The Austrian Government has been critical of “legitimate interest” expressing that registers of trusts should be fully accessible to the public. In this regard, if a trust (seemingly, regardless of whether the trustee is resident within the EU or not) owns a controlling interest in a non-EU incorporated company, then access to that State’s register of trusts will be open to the public, meaning the legitimate interest test will not apply. Therefore, if a Jersey trust owns a controlling interest in a BVI company which owns German realty or enters into a transaction in Germany, then the German register of trusts will be open to the public. On the other hand, if a Jersey trust owns a controlling interest in a Germany company, then the German register of trusts will remain subject to the legitimate interest test. The difference being that the German company’s UBO information will already be on the German register of companies which will be open to the public.
Consequently, the outcome is that any person using companies or trusts and dealing with a EU State must be prepared for their UBO information to be potentially publically transparent.
Adequate, Accurate and Current Information
The EU has recognised that registers are only as good as the information registered. Therefore, “Obliged Entities”, as well as competent authorities within the EU, will be under an obligation to “report any discrepancies they find between the beneficial ownership information available in the central registers and the beneficial ownership information available to them” in relation to both companies and trusts.
Beyond that, it is currently unclear what “mechanisms” will be put in place to ensure UBO information is “adequate, accurate and current”. If “mechanisms” consist of civil (e.g. fines) and criminal (imprisonment) offences, then those are unlikely to deter terrorists from filing false information. Hence industry professionals can expect to be subject to further risks.
The UK‘s Commons Select Committee (European Scrutiny) was due to receive responses on such mechanisms on 16 February 2018, but we have not been able to find those responses on the UK Parliament’s webpage.
Interconnected Central Platform of Registers
Interestingly for the UK, it will likely have to implement, and incur the costs of, the interconnectivity platform during the transitional exit period before then ceasing to be part of the EU’s networks and structures.
Other Agreed Changes
Bank Accounts Register – Each Member State will need to create a central register or retrieval mechanism for ownership of bank accounts, enabling financial intelligence units (e.g. UK’s National Crime Agency) to identify account holders. This will require a “significant change” to current UK practice where the National Crime Agency accesses bank account information via credit reference agencies and individual banks.
Real Estate Owners – Member States will have to provide financial intelligent units and competent authorities with access to information which allows the identification “in a timely manner” of any natural or legal persons owning real estate within their territory.
Extended AML Checks – AML checks will be extended to auditors, accountants, tax advisors, auction houses and estate agents (the latter only when renting out property where the monthly let is €10,000 (£8,824) or more).

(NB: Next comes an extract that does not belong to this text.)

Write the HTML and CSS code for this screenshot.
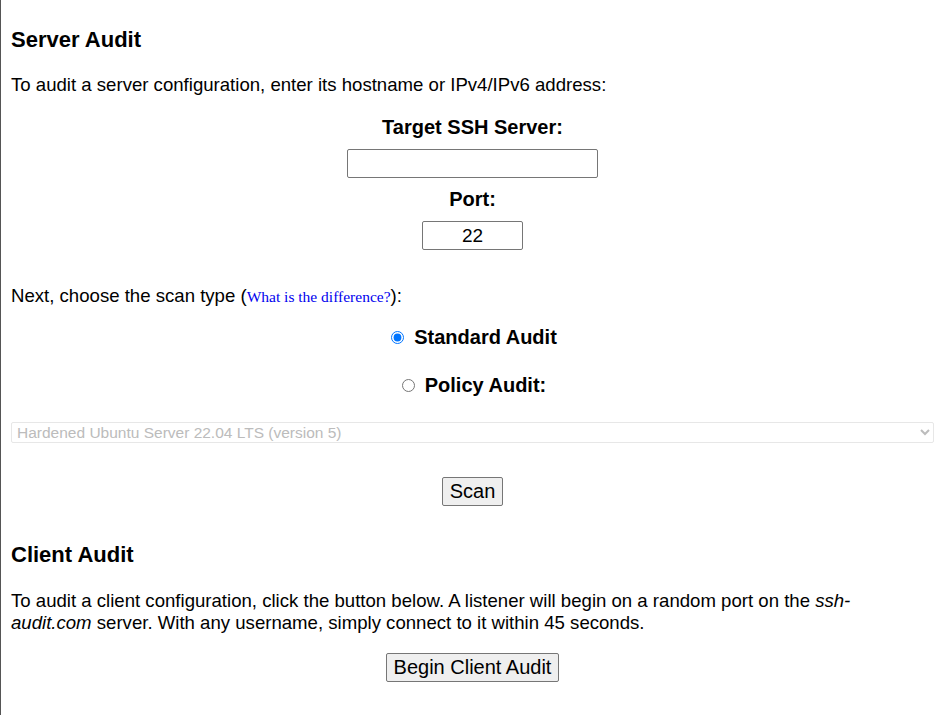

5AMLD’s introduction will be staggered over two to three years as follows:
The changes to registers of companies likely due by November 2019;
The enhanced access to registers of trusts will take effect in January 2020 and the live date for the register of bank accounts is scheduled for June 2020; and
The interconnected Central Platform of registers of companies and trusts is tasked to take effect early 2021.
If you think it only seems like the EU’s 4th Anti-Money Laundering Directive has arrived, you would be correct. 4AMLD was adopted by the EU on 20th May 2015, giving EU Member States the required two years to implement. 3AMLD was adopted on 26 October 2005, nearly 10 years previously. Why the rapid acceleration to introduce 5AMLD?
In July 2016, responding to the revelations of tax evasion contained in the Panama Papers in May 2016, the European Commission in the fight against money laundering and terrorist financing proposed to: (i) enhance accessibility to and widen the definition of “beneficial ownership” information; (ii) clarify the registration of trusts and the accessibility to register of trusts; and (iii) strengthen customer due diligence rules for banks and other obliged entities.
It does not seem that 5AMLD has struck a particular balance between the right of privacy and transparency. Rather, 5AMLD suggests that information on EU registers will be publically available in most cases: only in limited circumstances will information be protected by the legitimate interest test, depending on how it is defined and how the interconnected Central Platform of registers works in practice. There are currently too many unknown answers, but it does appear there remains an argument to be had in the European Court of Human Rights on the right to privacy.